Backing Up and Restoring HDFS Metadata

Backing Up HDFS Metadata Using Cloudera Manager

HDFS metadata backups can be used to restore a NameNode when both NameNode roles have failed. In addition, Cloudera recommends backing up HDFS metadata before a major upgrade.

Minimum Required Role: Cluster Administrator (also provided by Full Administrator)

This backup method requires you to shut down the cluster.

  1. Note the active NameNode.
  2. Stop the cluster. It is particularly important that the NameNode role process is not running so that you can make a consistent backup.
  3. Go to the HDFS service.
  4. Click the Configuration tab.
  5. In the Search field, search for "NameNode Data Directories" and note the value.
  6. On the active NameNode host, back up the directory listed in the NameNode Data Directories property. If more than one is listed, make a backup of one directory, because each directory is a complete copy. For example, if the NameNode data directory is /data/dfs/nn, do the following as root:
    # cd /data/dfs/nn
    # tar -cvf /root/nn_backup_data.tar .

    You should see output like this:

    If a file with the extension lock exists in the NameNode data directory, the NameNode most likely is still running. Repeat the steps, beginning with shutting down the NameNode role.

Restoring HDFS Metadata From a Backup Using Cloudera Manager

The following process assumes a scenario where both NameNode hosts have failed and you must restore from a backup.

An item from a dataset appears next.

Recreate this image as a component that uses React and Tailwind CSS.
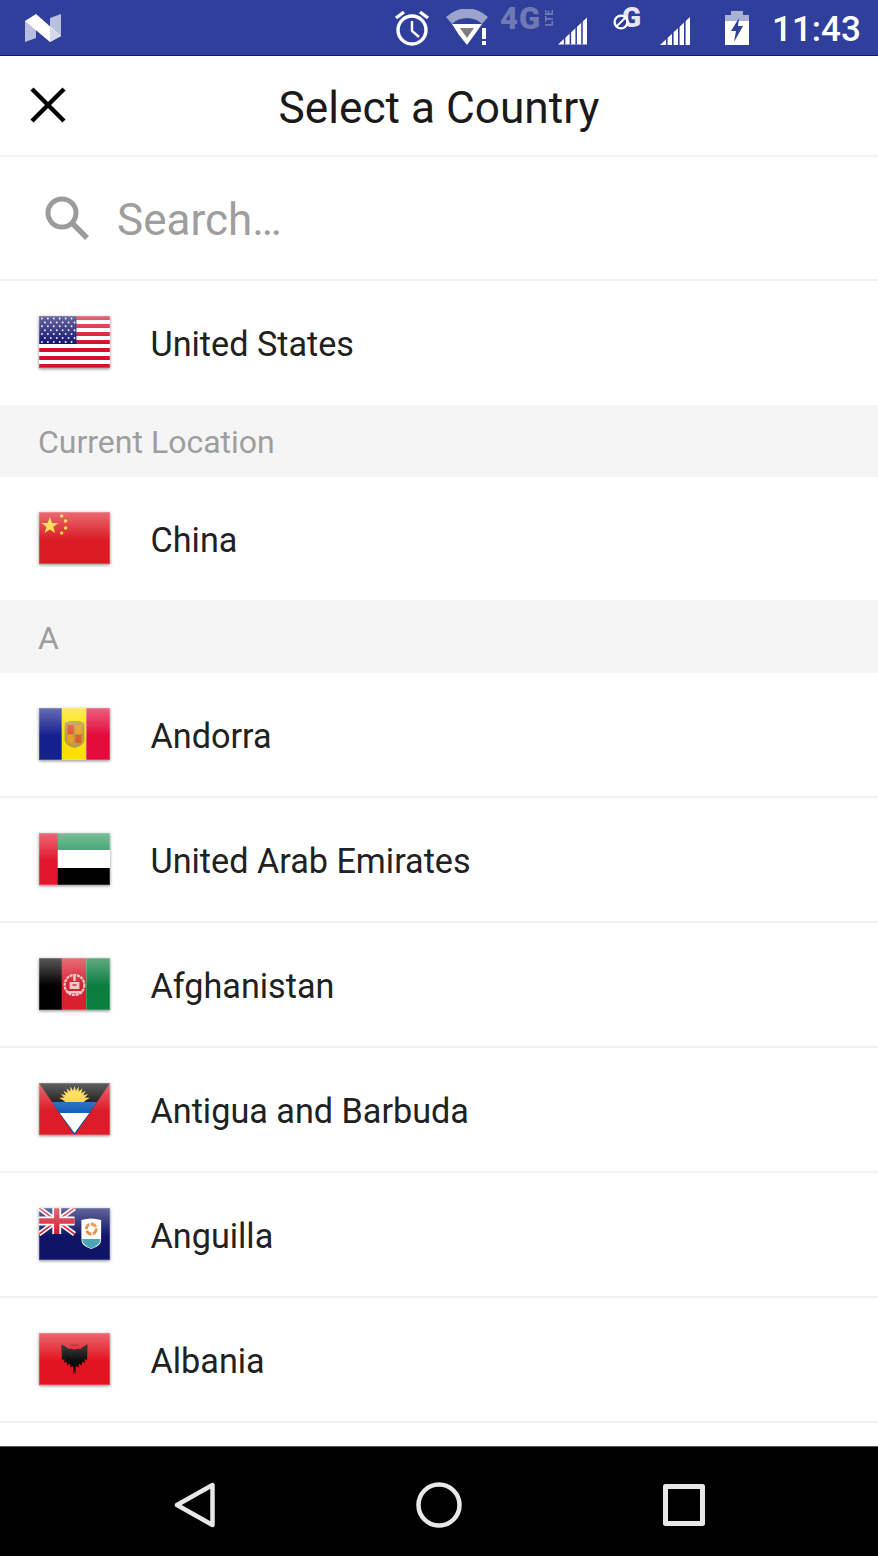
import React from "react";

const Flag = ({ children }) => (
  <div className="relative h-[52px] w-[71px] shrink-0 overflow-hidden shadow-[0_1px_3px_rgba(0,0,0,0.45)]">
    <svg viewBox="0 0 72 52" preserveAspectRatio="none" className="block h-full w-full blur-[0.5px]">
      {children}
    </svg>
    <div className="absolute inset-x-0 top-0 h-[28px] bg-gradient-to-b from-white/35 to-transparent" />
    <div className="absolute inset-0 border border-white/20" />
  </div>
);

const UsFlag = () => (
  <Flag>
    <rect width="72" height="52" fill="#fff" />
    {[0, 1, 2, 3, 4, 5, 6].map((i) => (
      <rect key={i} y={i * 8} width="72" height="4" fill="#d5102c" />
    ))}
    <rect width="38" height="28" fill="#14146e" />
    {[0, 1, 2, 3, 4, 5, 6].map((r) =>
      [0, 1, 2, 3, 4, 5].map((c) => (
        <circle key={`${r}-${c}`} cx={3 + c * 6 + (r % 2) * 3} cy={2.5 + r * 3.9} r="1" fill="#e8e8f5" />
      ))
    )}
  </Flag>
);

const CnFlag = () => (
  <Flag>
    <rect width="72" height="52" fill="#dc1c24" />
    <polygon points="10,5 12.2,11 18.5,11 13.5,15 15.4,21 10,17.4 4.6,21 6.5,15 1.5,11 7.8,11" transform="translate(1 0)" fill="#ffd83a" />
    <circle cx="23" cy="4" r="1.7" fill="#ffd83a" />
    <circle cx="27" cy="9" r="1.7" fill="#ffd83a" />
    <circle cx="27" cy="16" r="1.7" fill="#ffd83a" />
    <circle cx="23" cy="21" r="1.7" fill="#ffd83a" />
  </Flag>
);

const AdFlag = () => (
  <Flag>
    <rect width="24" height="52" fill="#14208c" />
    <rect x="23" width="25" height="52" fill="#fee000" />
    <rect x="48" width="24" height="52" fill="#e20b3c" />
    <path d="M26 15l5-2h10l5 2v17q0 5-10 8q-10-3-10-8z" fill="#b99a4e" />
    <rect x="29" y="17" width="6" height="9" fill="#e9532b" />
    <rect x="37" y="17" width="6" height="9" fill="#e8a020" />
    <rect x="29" y="27" width="6" height="8" fill="#e8a020" />
    <rect x="37" y="27" width="6" height="8" fill="#d8642a" />
  </Flag>
);

const AeFlag = () => (
  <Flag>
    <rect width="72" height="17" fill="#2f9a62" />
    <rect y="17" width="72" height="18" fill="#fff" />
    <rect y="35" width="72" height="17" fill="#000" />
    <rect width="19" height="52" fill="#e2162c" />
  </Flag>
);

const AfFlag = () => (
  <Flag>
    <rect width="24" height="52" fill="#000" />
    <rect x="23" width="25" height="52" fill="#d9202f" />
    <rect x="48" width="24" height="52" fill="#0b7d3f" />
    <circle cx="36" cy="27" r="10" fill="none" stroke="#f4c8cc" strokeWidth="2.2" strokeDasharray="3 0.8" />
    <path d="M31 24h10v7h-10z" fill="#f4c8cc" />
    <path d="M36 18v6M34 27h4" stroke="#d9202f" strokeWidth="1.6" />
    <path d="M36 18v5" stroke="#f4c8cc" strokeWidth="2.4" />
    <rect x="28" y="33" width="16" height="2.4" fill="#f4c8cc" />
  </Flag>
);

const AgFlag = () => (
  <Flag>
    <rect width="72" height="52" fill="#dc1c28" />
    <polygon points="0,0 72,0 36,52" fill="#0a0a0a" />
    {[-75, -60, -45, -30, -15, 0, 15, 30, 45, 60, 75].map((a) => (
      <polygon key={a} points="33.6,11 36,3 38.4,11" fill="#fdd835" transform={`rotate(${a} 36 19)`} />
    ))}
    <path d="M26 19a10 10 0 0 1 20 0z" fill="#fdd835" />
    <polygon points="13,19 59,19 36,52" fill="#1662b8" />
    <polygon points="21,30 51,30 36,50" fill="#fff" />
  </Flag>
);

const AiFlag = () => (
  <Flag>
    <rect width="72" height="52" fill="#0f1466" />
    <path d="M0 0l36 26M36 0L0 26" stroke="#fff" strokeWidth="5" />
    <path d="M0 0l36 26M36 0L0 26" stroke="#d0182c" strokeWidth="1.6" />
    <path d="M18 0v26M0 13h36" stroke="#fff" strokeWidth="9" />
    <path d="M18 0v26M0 13h36" stroke="#d0182c" strokeWidth="5.4" />
    <path d="M43 12q10-3 20 0v20q0 6-10 9q-10-3-10-9z" fill="#fff" />
    <path d="M43.6 31h18.8q0 6-9.4 9.4q-9.4-3.4-9.4-9.4z" fill="#4aa6b8" />
    <circle cx="53" cy="21" r="5" fill="none" stroke="#ea8a3c" strokeWidth="2.8" strokeDasharray="6 1.5" />
  </Flag>
);

const AlWing = () => (
  <path d="M35.6 17l-2.6-1.6l-3.4 0.8l1-2.4l2.6-2l2.4 1.4v-1.2l-2.5-0.4l-1.8 1.2l-1.5 2.8l-7-4.6v3l0.5 13l2.4-1v4l2.4-1.4l0.6 4l2.6-2l0.8 4l2.2-1.6l1.2 3.4l1.5 5l0.4-25z" fill="#0c0c0c" />
);

const AlFlag = () => (
  <Flag>
    <rect width="72" height="52" fill="#e2141f" />
    <AlWing />
    <g transform="translate(72 0) scale(-1 1)">
      <AlWing />
    </g>
  </Flag>
);

const countries = [
  { name: "Andorra", flag: <AdFlag /> },
  { name: "United Arab Emirates", flag: <AeFlag /> },
  { name: "Afghanistan", flag: <AfFlag /> },
  { name: "Antigua and Barbuda", flag: <AgFlag /> },
  { name: "Anguilla", flag: <AiFlag /> },
  { name: "Albania", flag: <AlFlag /> },
];

const CountryRow = ({ name, flag, className }) => (
  <div className={`flex items-center gap-[40.5px] pb-[2px] pl-[39px] text-[34.2px] text-[#212121] ${className}`}>
    {flag}
    <span className="pt-[6px]">{name}</span>
  </div>
);

const SectionHeader = ({ title, className }) => (
  <div className={`flex items-center bg-[#f5f5f5] pt-[2px] pl-[38px] text-[32px] text-[#9e9e9e] ${className}`}>
    {title}
  </div>
);

const Signal = ({ className }) => (
  <svg viewBox="0 0 30 28" className={className}>
    <polygon points="30,0 30,28 0,28" fill="#fff" />
    {[6, 12, 18, 24].map((x) => (
      <rect key={x} x={x} y="0" width="1.6" height="28" fill="#303f9b" />
    ))}
  </svg>
);

const StatusBar = () => (
  <div className="flex h-[56px] shrink-0 items-center border-b border-[#14148a] bg-[#303f9b]">
    <svg viewBox="0 0 36 30" className="ml-[25px] h-[30px] w-[36px]">
      <polygon points="0,8 11,4 11,25 0,29" fill="#b9c0de" />
      <polygon points="25,5 36,1 36,23 25,26" fill="#b9c0de" />
      <polygon points="0,8 11,1 36,23 25,29" fill="#fff" />
      <polygon points="25,29 36,23 25,14" fill="#d4d8ea" />
    </svg>
    <svg viewBox="0 0 36 37" fill="none" stroke="#fff" className="ml-[333px] h-[37px] w-[36px]">
      <circle cx="18" cy="21" r="14" strokeWidth="3.4" />
      <path d="M18 12v10l7 6" strokeWidth="2.4" />
      <path d="M2 9l8-6M34 9l-8-6" strokeWidth="3.4" />
    </svg>
    <svg viewBox="0 0 44 37" className="ml-4 h-[37px] w-[44px]">
      <path d="M0 8a30 30 0 0 1 42 0l-6 7a22 22 0 0 0-30 0z" fill="#9aa3cc" />
      <polygon points="6,15 36,15 29,25 21,36 13,26" fill="#fff" />
      <polygon points="14,19 28,19 21,29" fill="#808080" />
      <rect x="36" y="19" width="4" height="11" fill="#fff" />
      <rect x="36" y="32" width="4" height="4" fill="#fff" />
    </svg>
    <div className="relative -top-[9px] ml-[10px] flex w-[55px] items-center justify-between text-[#6f7ab5]">
      <span className="text-[31px] leading-none font-black tracking-[1px]">4G</span>
      <span className="rotate-180 text-[10px] leading-none font-black [writing-mode:vertical-rl]">LTE</span>
    </div>
    <Signal className="relative top-[3px] ml-[3px] h-[28px] w-[29px]" />
    <div className="relative -top-[9px] ml-[26px] h-[23px] w-[28px]">
      <span className="absolute top-[-4px] right-0 text-[28px] leading-[30px] font-black text-[#e6e8f3]">G</span>
      <svg viewBox="0 0 16 16" fill="none" stroke="#fff" className="absolute bottom-0 left-0 h-4 w-4">
        <circle cx="8" cy="8" r="6.4" strokeWidth="2.4" fill="#303f9b" />
        <path d="M3 13L13 3" strokeWidth="1.8" />
      </svg>
    </div>
    <Signal className="relative top-[3px] ml-[19px] h-[28px] w-[30px]" />
    <svg viewBox="0 0 24 34" className="ml-[35px] h-[34px] w-[24px]">
      <rect x="6" y="0" width="12" height="5" fill="#aab1d4" />
      <rect x="0" y="4" width="24" height="8" fill="#aab1d4" />
      <rect x="0" y="10" width="24" height="24" fill="#fff" />
      <polygon points="14,7 6,20 11,20 9,31 18,15 13,15" fill="#303f9b" />
    </svg>
    <span className="ml-[23px] pt-[3px] text-[35px] leading-none font-medium text-white">11:43</span>
  </div>
);

const NavBar = () => (
  <div className="flex h-[110px] shrink-0 items-center justify-center border-t border-[#555] bg-black pt-[7px]">
    <svg viewBox="0 0 42 46" fill="none" stroke="#e8e8e8" strokeWidth="4.5" strokeLinejoin="round" className="h-[46px] w-[42px]">
      <polygon points="3,23 38.5,3 38.5,43" />
    </svg>
    <svg viewBox="0 0 46 46" fill="none" stroke="#e8e8e8" strokeWidth="4.5" className="ml-[200px] h-[46px] w-[46px]">
      <circle cx="23" cy="23" r="20.5" />
    </svg>
    <svg viewBox="0 0 42 42" fill="none" stroke="#e8e8e8" strokeWidth="5" strokeLinejoin="round" className="ml-[201px] h-[42px] w-[42px]">
      <rect x="2.5" y="2.5" width="37" height="37" />
    </svg>
  </div>
);

const App = () => {
  return (
    <div className="flex h-[1556px] w-[878px] flex-col overflow-hidden bg-white font-['Roboto',sans-serif]">
      <StatusBar />

      <div className="relative flex h-[101px] shrink-0 items-center justify-center border-b-2 border-[#f2f2f2] pt-[5px]">
        <svg viewBox="0 0 36 36" className="absolute top-[31px] left-[30px] h-9 w-9" stroke="#000" strokeWidth="4.4">
          <path d="M2 2l32 32M34 2L2 34" />
        </svg>
        <span className="text-[44.2px] text-[#1a1a1a]">Select a Country</span>
      </div>

      <div className="flex h-[124px] shrink-0 items-center border-b-2 border-[#f2f2f2] pl-[45px]">
        <svg viewBox="0 0 44 44" fill="none" stroke="#9b9b9b" className="h-[44px] w-[44px]">
          <circle cx="17" cy="17" r="14" strokeWidth="5" />
          <path d="M27 27l15 15" strokeWidth="5.5" />
        </svg>
        <span className="ml-[28px] pt-[4px] text-[44px] text-[#9e9e9e]">Search…</span>
      </div>

      <CountryRow name="United States" flag={<UsFlag />} className="h-[124px] shrink-0" />
      <SectionHeader title="Current Location" className="h-[72px] shrink-0" />
      <CountryRow name="China" flag={<CnFlag />} className="h-[123px] shrink-0" />
      <SectionHeader title="A" className="h-[73px] shrink-0" />

      <div className="min-h-0 flex-1">
        {countries.map((country) => (
          <CountryRow
            key={country.name}
            name={country.name}
            flag={country.flag}
            className="h-[125px] border-b-2 border-[#f2f2f2]"
          />
        ))}
      </div>

      <NavBar />
    </div>
  );
};

export default App;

  1. Remove the NameNode, JournalNode, and Failover Controller roles from the HDFS service.
  2. Add the host on which the NameNode role will run.
  3. Create the NameNode data directory, ensuring that the permissions, ownership, and group are set correctly.
  4. Copy the backed up files to the NameNode data directory.
  5. Add the NameNode role to the host.
  6. Add the Secondary NameNode role to another host.
  7. Enable high availability. If not all roles are started after the wizard completes, restart the HDFS service. Upon startup, the NameNode reads the fsimage file and loads it into memory. If the JournalNodes are up and running and there are edit files present, any edits newer than the fsimage are applied.